Report how many lines contain "index", with no other words.
* Begin Data extract *
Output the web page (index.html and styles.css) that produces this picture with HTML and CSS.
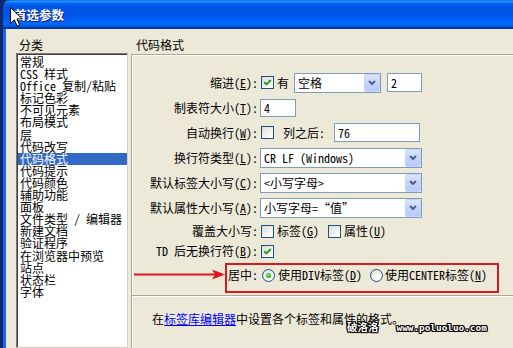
FILE: index.html
```html
<!DOCTYPE html>
<html lang="zh-CN">
<head>
<meta charset="utf-8">
<title>首选参数</title>
<link rel="stylesheet" href="styles.css">
</head>
<body>
<div class="window">
  <div class="titlebar"><span class="title">首选参数</span></div>
  <div class="client">
    <div class="cat">
      <div class="cap">分类</div>
      <ul class="list">
        <li>常规</li>
        <li>CSS 样式</li>
        <li>Office 复制/粘贴</li>
        <li>标记色彩</li>
        <li>不可见元素</li>
        <li>布局模式</li>
        <li>层</li>
        <li>代码改写</li>
        <li class="sel">代码格式</li>
        <li>代码提示</li>
        <li>代码颜色</li>
        <li>辅助功能</li>
        <li>面板</li>
        <li>文件类型 / 编辑器</li>
        <li>新建文档</li>
        <li>验证程序</li>
        <li>在浏览器中预览</li>
        <li>站点</li>
        <li>状态栏</li>
        <li>字体</li>
      </ul>
    </div>
    <div class="pane">
      <div class="cap head">代码格式</div>
      <div class="group">
        <div class="form">
          <div class="lbl">缩进(<u>E</u>):</div>
          <div class="ctl">
            <span class="cb"><svg viewBox="0 0 11 11"><path d="M2.2 5.2 L4.4 7.4 L8.8 3"/></svg></span>
            <span class="txt g3">有</span>
            <div class="select w87 g5"><span class="val">空格</span><span class="btn"><svg viewBox="0 0 8 5"><path d="M1 1 L4 4 L7 1"/></svg></span></div>
            <div class="input w35 g6">2</div>
          </div>

          <div class="lbl">制表符大小(<u>T</u>):</div>
          <div class="ctl"><div class="input w36 h18">4</div></div>

          <div class="lbl">自动换行(<u>W</u>):</div>
          <div class="ctl">
            <span class="cb"></span>
            <span class="txt g9">列之后:</span>
            <div class="input w86 g9">76</div>
          </div>

          <div class="lbl">换行符类型(<u>L</u>):</div>
          <div class="ctl">
            <div class="select w162"><span class="val">CR LF (Windows)</span><span class="btn"><svg viewBox="0 0 8 5"><path d="M1 1 L4 4 L7 1"/></svg></span></div>
          </div>

          <div class="lbl">默认标签大小写(<u>C</u>):</div>
          <div class="ctl">
            <div class="select w162"><span class="val">&lt;小写字母&gt;</span><span class="btn"><svg viewBox="0 0 8 5"><path d="M1 1 L4 4 L7 1"/></svg></span></div>
          </div>

          <div class="lbl">默认属性大小写(<u>A</u>):</div>
          <div class="ctl">
            <div class="select w162"><span class="val">小写字母=“值”</span><span class="btn"><svg viewBox="0 0 8 5"><path d="M1 1 L4 4 L7 1"/></svg></span></div>
          </div>

          <div class="lbl">覆盖大小写:</div>
          <div class="ctl">
            <span class="cb"></span>
            <span class="txt g3">标签(<u>G</u>)</span>
            <span class="cb g9"></span>
            <span class="txt g3">属性(<u>U</u>)</span>
          </div>

          <div class="lbl">TD 后无换行符(<u>B</u>):</div>
          <div class="ctl">
            <span class="cb"><svg viewBox="0 0 11 11"><path d="M2.2 5.2 L4.4 7.4 L8.8 3"/></svg></span>
          </div>

          <div class="lbl">居中:</div>
          <div class="ctl">
            <span class="rb on"></span>
            <span class="txt g3">使用DIV标签(<u>D</u>)</span>
            <span class="rb g8"></span>
            <span class="txt g2">使用CENTER标签(<u>N</u>)</span>
          </div>
        </div>
        <div class="sep"></div>
        <p class="hint">在<a href="#">标签库编辑器</a>中设置各个标签和属性的格式。</p>
      </div>
    </div>
  </div>
</div>

<div class="redbox"></div>
<svg class="arrow" viewBox="0 0 93 13" width="93" height="13"><path class="shaft" d="M0 6.5 H84"/><path class="head" d="M78 1.5 L91 6.5 L78 11.5 L81 6.5 Z"/></svg>
<div class="wm">破洛洛<span class="url">www.poluoluo.com</span></div>
<svg class="cursor" viewBox="0 0 13 20" width="13" height="20"><path d="M0.5 0.5 V16.5 L4.3 12.8 L7 19 L9.6 17.9 L7 11.9 L12.2 11.9 Z"/></svg>
</body>
</html>
```

FILE: styles.css
```css
* { box-sizing: border-box; margin: 0; padding: 0; }

html, body {
  width: 513px;
  height: 348px;
  overflow: hidden;
}

body {
  position: relative;
  background: #12286c;
  color: #000;
  font: 12px/14px "Noto Sans Mono CJK SC", "Noto Sans CJK SC", "DejaVu Sans Mono", monospace;
}

.window {
  margin-left: 3px;
  height: 348px;
  display: flex;
  flex-direction: column;
}

.titlebar {
  flex: none;
  height: 29px;
  border-top-left-radius: 7px;
  display: flex;
  align-items: center;
  padding-left: 11px;
  background: linear-gradient(to bottom,
    #0058ee 0%, #3593ff 4%, #288eff 6%, #127dff 8%, #036ffc 10%,
    #0262ee 14%, #0057e5 20%, #0054e3 24%, #0055eb 56%, #005bf5 66%,
    #026afe 76%, #0062ef 86%, #0052d6 92%, #0040ab 94%, #003092 100%);
}

.title {
  color: #fff;
  font: bold 12.5px/14px "Noto Sans CJK SC", sans-serif;
  text-shadow: 1px 1px #0a1a7a;
}

.client {
  flex: 1;
  min-height: 0;
  display: flex;
  gap: 3px;
  background: #ece9d8;
  border-left: 3px solid #2262e8;
  padding: 9px 0 0 10px;
}

.cat {
  flex: none;
  width: 112px;
  display: flex;
  flex-direction: column;
}

.cap {
  height: 15px;
  line-height: 14px;
  padding-left: 3px;
  white-space: nowrap;
}

.list {
  flex: 1;
  list-style: none;
  background: #fff;
  border: 1px solid;
  border-color: #7a7a7a #d4d0c8 #d4d0c8 #7a7a7a;
  box-shadow: inset 1px 1px #404040;
  padding: 2px 0 0 1px;
  overflow: hidden;
}

.list li {
  height: 12.1px;
  line-height: 12.1px;
  padding-left: 2px;
  white-space: nowrap;
}

.list li.sel {
  background: #316ac5;
  color: #fff;
}

.pane {
  flex: 1;
  min-width: 0;
  display: flex;
  flex-direction: column;
}

.cap.head {
  height: 16px;
  padding-left: 5px;
}

.group {
  flex: 1;
  border-top: 1px solid #aca899;
  border-left: 1px solid #aca899;
  box-shadow: inset 1px 1px #fff;
}

.form {
  display: grid;
  grid-template-columns: 126px auto;
  grid-template-rows: 25px 25px 25px 25px 25px 25px 22px 18px 30px;
  column-gap: 2px;
  align-items: center;
  padding-top: 15px;
}

.lbl {
  text-align: right;
  white-space: nowrap;
}

.ctl {
  display: flex;
  align-items: center;
  white-space: nowrap;
}

.txt { flex: none; }

.g2 { margin-left: 2px; }
.g3 { margin-left: 3px; }
.g5 { margin-left: 5px; }
.g6 { margin-left: 6px; }
.g8 { margin-left: 8px; }
.g9 { margin-left: 9px; }

/* checkbox */
.cb {
  flex: none;
  width: 13px;
  height: 13px;
  margin-left: 1px;
  border: 1px solid #1c5180;
  background: linear-gradient(135deg, #dcdcd7 0%, #ededea 45%, #fbfbfa 80%, #fff 100%);
  display: inline-flex;
}
.cb.g9 { margin-left: 9px; }

.cb svg {
  width: 11px;
  height: 11px;
}
.cb svg path {
  fill: none;
  stroke: #21a121;
  stroke-width: 2;
}

/* radio */
.rb {
  flex: none;
  width: 13px;
  height: 13px;
  margin-left: 2px;
  border-radius: 50%;
  border: 1px solid #1c5180;
  background: radial-gradient(circle at 70% 70%, #ffffff 0%, #f3f3ef 40%, #dcdcd7 100%);
  display: inline-flex;
  align-items: center;
  justify-content: center;
}
.rb.g8 { margin-left: 8px; }

.rb.on::after {
  content: "";
  width: 5px;
  height: 5px;
  border-radius: 50%;
  background: radial-gradient(circle at 40% 40%, #8ee88e 0%, #2fb52f 55%, #1a8f1a 100%);
}

/* select */
.select {
  flex: none;
  height: 20px;
  border: 1px solid #7f9db9;
  background: #fff;
  display: flex;
  align-items: center;
}
.select .val {
  flex: 1;
  min-width: 0;
  padding-left: 3px;
  line-height: 14px;
  white-space: nowrap;
}
.select .btn {
  flex: none;
  width: 16px;
  align-self: stretch;
  margin: 0 0 0 1px;
  border: 1px solid #c3d3fd;
  border-radius: 2px;
  background: linear-gradient(to bottom, #dce6fd 0%, #c6d6fc 45%, #b6cafa 100%);
  display: flex;
  align-items: center;
  justify-content: center;
}
.select .btn svg {
  width: 8px;
  height: 5px;
}
.select .btn svg path {
  fill: none;
  stroke: #4d6185;
  stroke-width: 2;
}

.w87 { width: 87px; }
.w162 { width: 162px; }

/* text input */
.input {
  flex: none;
  height: 19px;
  line-height: 17px;
  border: 1px solid #7f9db9;
  background: #fff;
  padding-left: 3px;
}
.input.h18 { height: 18px; line-height: 16px; }
.w35 { width: 35px; }
.w36 { width: 36px; }
.w86 { width: 86px; }

.sep {
  margin-top: 5px;
  height: 2px;
  border-top: 1px solid #aca899;
  border-bottom: 1px solid #fff;
}

.hint {
  margin-top: 15px;
  padding-left: 20px;
  line-height: 14px;
  white-space: nowrap;
}

.hint a {
  color: #0000ff;
  text-decoration: underline;
}

/* annotations over the screenshot */
.redbox {
  position: absolute;
  left: 225px;
  top: 263px;
  width: 274px;
  height: 30px;
  border: 2px solid #d9191f;
}

.arrow {
  position: absolute;
  left: 134px;
  top: 268px;
}
.arrow .shaft {
  stroke: #e0141c;
  stroke-width: 2;
}
.arrow .head {
  fill: #e0141c;
}

.wm {
  position: absolute;
  left: 347px;
  top: 321px;
  color: #fff;
  font: bold 10.5px/12px "Noto Sans CJK SC", sans-serif;
  white-space: nowrap;
  text-shadow: -1px 0 #000, 1px 0 #000, 0 -1px #000, 0 1px #000,
               -1px -1px #000, 1px 1px #000, -1px 1px #000, 1px -1px #000;
}
.wm .url {
  margin-left: 18px;
  font: bold 9.4px/12px "DejaVu Sans Mono", monospace;
}

.cursor {
  position: absolute;
  left: 10px;
  top: 7px;
}
.cursor path {
  fill: #fff;
  stroke: #000;
  stroke-width: 1;
}
```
* End Data extract *
** Expected answer **
2